DIRECTION:
Where does the string "this" appear? Copy every line of the entries below that holds it.

ROWS:

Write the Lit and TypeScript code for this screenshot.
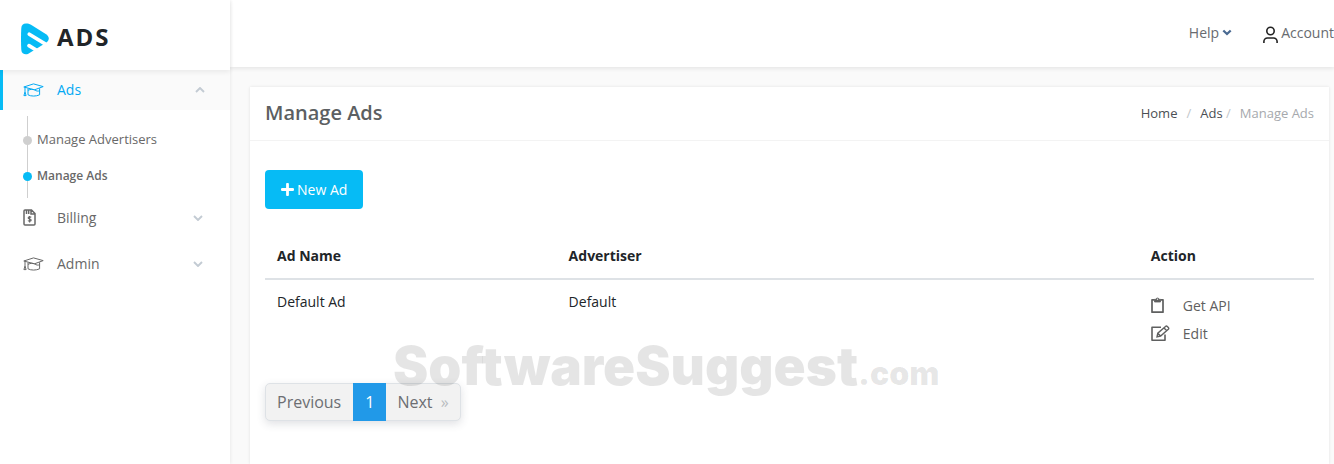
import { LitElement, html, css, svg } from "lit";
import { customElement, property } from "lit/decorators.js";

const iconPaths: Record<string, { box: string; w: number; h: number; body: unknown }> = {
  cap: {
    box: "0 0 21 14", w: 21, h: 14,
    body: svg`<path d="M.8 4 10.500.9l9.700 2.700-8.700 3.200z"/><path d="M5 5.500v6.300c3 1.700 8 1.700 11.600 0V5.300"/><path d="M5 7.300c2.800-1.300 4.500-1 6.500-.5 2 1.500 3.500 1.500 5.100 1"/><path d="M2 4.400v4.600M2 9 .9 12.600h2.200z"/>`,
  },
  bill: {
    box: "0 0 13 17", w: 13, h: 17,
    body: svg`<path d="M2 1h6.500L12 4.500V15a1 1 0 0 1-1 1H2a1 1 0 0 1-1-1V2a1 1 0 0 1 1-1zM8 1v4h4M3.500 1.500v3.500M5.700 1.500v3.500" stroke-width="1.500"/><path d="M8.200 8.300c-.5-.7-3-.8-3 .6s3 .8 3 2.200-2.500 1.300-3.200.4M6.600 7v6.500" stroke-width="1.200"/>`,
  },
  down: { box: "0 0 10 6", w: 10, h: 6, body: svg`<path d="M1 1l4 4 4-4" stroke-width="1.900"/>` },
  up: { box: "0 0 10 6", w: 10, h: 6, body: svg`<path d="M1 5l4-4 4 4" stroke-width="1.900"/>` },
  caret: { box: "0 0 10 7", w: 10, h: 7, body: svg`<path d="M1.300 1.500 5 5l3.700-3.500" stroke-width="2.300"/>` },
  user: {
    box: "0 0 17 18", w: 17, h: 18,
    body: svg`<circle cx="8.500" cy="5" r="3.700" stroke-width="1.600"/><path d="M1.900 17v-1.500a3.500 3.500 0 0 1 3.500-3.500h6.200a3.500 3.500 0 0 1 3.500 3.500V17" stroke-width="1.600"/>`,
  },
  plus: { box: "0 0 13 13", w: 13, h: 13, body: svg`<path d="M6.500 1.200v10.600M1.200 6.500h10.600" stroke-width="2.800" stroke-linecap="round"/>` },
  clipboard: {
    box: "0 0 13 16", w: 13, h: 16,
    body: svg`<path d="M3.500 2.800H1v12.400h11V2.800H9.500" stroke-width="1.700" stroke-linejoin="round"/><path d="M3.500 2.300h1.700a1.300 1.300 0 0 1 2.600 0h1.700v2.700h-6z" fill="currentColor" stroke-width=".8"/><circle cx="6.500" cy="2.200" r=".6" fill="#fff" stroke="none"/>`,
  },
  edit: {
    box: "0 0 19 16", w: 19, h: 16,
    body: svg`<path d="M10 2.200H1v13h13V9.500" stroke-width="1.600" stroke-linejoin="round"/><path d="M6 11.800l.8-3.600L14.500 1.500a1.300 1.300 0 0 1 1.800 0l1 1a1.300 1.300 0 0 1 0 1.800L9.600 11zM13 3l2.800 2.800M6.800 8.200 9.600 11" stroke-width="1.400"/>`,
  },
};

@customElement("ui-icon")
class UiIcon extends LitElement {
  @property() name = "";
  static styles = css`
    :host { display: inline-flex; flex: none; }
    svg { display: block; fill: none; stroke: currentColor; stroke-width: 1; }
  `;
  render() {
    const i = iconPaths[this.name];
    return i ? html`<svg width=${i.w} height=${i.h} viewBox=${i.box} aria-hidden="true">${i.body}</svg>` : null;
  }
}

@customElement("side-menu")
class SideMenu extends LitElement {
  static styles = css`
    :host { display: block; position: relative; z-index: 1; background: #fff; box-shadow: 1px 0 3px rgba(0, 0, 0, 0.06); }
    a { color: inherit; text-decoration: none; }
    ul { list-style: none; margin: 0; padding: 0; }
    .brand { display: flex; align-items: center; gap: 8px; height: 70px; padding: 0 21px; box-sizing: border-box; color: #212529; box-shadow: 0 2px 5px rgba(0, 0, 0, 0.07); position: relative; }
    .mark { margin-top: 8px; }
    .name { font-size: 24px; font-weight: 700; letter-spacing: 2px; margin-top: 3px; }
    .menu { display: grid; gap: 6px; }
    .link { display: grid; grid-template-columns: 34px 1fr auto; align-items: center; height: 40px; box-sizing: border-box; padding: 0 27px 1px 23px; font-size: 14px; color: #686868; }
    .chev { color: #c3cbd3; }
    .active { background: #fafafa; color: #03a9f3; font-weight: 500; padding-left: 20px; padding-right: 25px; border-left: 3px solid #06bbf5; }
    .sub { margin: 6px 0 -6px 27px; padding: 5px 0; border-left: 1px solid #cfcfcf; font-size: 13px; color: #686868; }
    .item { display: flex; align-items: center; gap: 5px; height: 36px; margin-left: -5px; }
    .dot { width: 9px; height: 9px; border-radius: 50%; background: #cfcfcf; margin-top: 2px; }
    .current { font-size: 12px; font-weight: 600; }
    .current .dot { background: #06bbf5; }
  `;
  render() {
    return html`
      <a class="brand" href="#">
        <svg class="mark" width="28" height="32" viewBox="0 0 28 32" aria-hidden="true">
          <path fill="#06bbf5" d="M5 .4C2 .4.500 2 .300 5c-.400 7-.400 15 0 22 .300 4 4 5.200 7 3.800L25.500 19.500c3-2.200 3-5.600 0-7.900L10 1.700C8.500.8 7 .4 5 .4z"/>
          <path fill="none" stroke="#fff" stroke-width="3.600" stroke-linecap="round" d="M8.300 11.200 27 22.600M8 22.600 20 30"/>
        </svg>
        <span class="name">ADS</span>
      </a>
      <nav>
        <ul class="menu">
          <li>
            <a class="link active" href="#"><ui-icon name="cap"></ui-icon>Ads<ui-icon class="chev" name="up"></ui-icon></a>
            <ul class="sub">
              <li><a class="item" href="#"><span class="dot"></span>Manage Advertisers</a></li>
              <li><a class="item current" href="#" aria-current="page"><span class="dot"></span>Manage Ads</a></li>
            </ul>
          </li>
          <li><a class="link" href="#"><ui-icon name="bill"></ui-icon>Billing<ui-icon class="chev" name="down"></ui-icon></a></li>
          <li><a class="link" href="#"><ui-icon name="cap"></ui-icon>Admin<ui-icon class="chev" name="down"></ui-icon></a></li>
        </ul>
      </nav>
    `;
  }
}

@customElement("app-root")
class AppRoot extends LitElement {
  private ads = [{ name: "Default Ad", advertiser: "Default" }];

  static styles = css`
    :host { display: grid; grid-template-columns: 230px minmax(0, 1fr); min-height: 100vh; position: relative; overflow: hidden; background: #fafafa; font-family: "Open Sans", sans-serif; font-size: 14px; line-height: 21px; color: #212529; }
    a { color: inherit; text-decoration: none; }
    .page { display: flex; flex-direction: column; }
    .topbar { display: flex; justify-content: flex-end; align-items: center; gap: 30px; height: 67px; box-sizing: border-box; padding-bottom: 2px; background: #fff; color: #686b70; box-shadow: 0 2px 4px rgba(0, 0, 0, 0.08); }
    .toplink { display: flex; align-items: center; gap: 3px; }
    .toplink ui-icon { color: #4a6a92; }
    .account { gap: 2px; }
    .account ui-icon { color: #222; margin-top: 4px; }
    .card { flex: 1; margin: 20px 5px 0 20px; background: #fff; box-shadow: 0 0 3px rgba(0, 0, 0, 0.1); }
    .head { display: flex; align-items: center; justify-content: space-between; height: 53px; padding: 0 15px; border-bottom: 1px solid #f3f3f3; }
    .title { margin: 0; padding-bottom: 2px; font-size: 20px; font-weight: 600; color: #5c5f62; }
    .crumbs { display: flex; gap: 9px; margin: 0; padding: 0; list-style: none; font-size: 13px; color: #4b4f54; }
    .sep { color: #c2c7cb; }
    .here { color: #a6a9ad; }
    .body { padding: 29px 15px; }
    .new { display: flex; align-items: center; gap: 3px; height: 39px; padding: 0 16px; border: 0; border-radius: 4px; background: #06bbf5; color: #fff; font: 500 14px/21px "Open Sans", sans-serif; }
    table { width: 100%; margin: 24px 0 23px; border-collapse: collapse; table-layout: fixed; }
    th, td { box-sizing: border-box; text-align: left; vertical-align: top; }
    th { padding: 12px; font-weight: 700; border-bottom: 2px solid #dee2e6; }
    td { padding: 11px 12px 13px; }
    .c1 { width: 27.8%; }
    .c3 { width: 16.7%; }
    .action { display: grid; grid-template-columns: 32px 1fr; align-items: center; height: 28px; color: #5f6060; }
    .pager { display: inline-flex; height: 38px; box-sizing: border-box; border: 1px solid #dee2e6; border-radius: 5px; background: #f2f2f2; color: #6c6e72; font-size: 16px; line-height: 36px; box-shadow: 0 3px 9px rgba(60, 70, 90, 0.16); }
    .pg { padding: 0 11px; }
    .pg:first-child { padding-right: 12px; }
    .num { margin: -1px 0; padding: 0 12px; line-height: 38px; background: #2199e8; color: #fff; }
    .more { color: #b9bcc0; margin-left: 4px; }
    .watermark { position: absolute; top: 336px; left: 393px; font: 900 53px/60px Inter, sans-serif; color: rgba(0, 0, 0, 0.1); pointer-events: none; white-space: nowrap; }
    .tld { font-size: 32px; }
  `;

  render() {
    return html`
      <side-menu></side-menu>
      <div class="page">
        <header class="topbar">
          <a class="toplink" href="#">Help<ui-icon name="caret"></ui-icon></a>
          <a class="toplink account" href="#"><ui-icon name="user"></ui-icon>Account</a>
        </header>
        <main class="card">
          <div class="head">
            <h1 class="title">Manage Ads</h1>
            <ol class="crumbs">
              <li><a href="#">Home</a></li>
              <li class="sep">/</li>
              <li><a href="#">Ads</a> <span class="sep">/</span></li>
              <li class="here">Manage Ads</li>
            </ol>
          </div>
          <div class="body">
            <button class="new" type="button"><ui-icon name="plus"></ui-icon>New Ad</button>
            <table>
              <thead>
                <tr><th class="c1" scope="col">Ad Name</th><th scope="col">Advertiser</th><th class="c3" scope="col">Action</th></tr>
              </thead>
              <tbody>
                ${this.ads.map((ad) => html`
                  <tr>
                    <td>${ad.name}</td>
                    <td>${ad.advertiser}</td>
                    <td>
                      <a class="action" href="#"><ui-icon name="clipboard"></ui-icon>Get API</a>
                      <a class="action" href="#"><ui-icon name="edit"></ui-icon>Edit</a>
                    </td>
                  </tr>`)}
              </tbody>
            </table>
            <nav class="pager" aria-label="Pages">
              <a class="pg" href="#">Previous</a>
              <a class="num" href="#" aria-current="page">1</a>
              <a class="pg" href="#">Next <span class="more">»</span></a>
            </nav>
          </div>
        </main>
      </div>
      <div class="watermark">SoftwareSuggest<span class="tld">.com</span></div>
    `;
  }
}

...

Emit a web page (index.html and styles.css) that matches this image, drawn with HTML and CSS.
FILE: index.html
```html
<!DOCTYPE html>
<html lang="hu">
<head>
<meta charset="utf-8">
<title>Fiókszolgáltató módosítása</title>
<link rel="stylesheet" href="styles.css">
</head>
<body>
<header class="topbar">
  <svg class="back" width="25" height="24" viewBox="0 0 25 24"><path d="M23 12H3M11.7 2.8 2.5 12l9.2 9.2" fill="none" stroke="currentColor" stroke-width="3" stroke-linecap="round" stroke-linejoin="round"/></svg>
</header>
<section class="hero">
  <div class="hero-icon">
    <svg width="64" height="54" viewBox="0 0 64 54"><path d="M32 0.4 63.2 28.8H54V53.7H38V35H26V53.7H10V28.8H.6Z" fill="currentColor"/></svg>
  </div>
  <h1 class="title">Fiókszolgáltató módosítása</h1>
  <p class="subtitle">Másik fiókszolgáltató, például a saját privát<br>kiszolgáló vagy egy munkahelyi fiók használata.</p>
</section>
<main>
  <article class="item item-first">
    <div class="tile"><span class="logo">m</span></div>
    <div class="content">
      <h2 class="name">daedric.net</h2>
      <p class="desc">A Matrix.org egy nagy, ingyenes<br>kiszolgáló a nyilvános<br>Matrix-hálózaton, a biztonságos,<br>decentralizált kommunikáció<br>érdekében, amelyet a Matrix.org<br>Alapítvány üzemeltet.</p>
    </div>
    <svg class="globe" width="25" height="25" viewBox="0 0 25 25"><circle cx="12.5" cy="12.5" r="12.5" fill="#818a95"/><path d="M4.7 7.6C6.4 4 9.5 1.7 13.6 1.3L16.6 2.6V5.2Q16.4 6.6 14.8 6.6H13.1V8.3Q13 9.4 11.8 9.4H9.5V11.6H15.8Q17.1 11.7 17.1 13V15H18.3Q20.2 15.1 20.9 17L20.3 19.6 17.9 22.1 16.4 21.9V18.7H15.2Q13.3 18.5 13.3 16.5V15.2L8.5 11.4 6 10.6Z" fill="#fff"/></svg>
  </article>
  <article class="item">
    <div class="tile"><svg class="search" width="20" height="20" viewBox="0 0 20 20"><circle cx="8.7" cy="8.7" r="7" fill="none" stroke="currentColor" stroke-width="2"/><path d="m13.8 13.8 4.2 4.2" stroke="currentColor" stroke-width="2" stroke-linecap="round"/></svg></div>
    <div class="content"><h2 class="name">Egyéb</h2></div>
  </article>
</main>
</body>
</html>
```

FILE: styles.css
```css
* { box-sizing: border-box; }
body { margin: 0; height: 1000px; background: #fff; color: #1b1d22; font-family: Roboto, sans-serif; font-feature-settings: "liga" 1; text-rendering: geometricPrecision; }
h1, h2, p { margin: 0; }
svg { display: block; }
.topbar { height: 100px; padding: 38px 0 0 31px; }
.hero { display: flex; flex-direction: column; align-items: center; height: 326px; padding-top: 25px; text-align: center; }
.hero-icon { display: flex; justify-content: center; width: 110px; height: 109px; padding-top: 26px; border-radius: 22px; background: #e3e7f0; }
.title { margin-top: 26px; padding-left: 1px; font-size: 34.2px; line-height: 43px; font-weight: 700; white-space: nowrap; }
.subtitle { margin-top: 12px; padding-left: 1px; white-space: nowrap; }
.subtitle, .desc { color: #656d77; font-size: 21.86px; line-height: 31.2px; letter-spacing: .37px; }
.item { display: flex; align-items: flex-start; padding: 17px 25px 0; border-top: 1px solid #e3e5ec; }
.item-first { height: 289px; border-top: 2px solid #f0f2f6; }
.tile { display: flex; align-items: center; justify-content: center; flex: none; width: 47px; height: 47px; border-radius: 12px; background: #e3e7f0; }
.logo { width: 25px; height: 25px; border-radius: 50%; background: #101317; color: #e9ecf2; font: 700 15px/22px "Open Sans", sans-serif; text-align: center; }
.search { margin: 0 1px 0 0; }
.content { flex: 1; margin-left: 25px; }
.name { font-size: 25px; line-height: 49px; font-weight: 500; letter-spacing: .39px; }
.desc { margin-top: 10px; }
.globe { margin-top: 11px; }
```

FINISHED ANSWER:
Write the Lit and TypeScript code for this screenshot.
    const i = iconPaths[this.name];
                ${this.ads.map((ad) => html`
Emit a web page (index.html and styles.css) that matches this image, drawn with HTML and CSS.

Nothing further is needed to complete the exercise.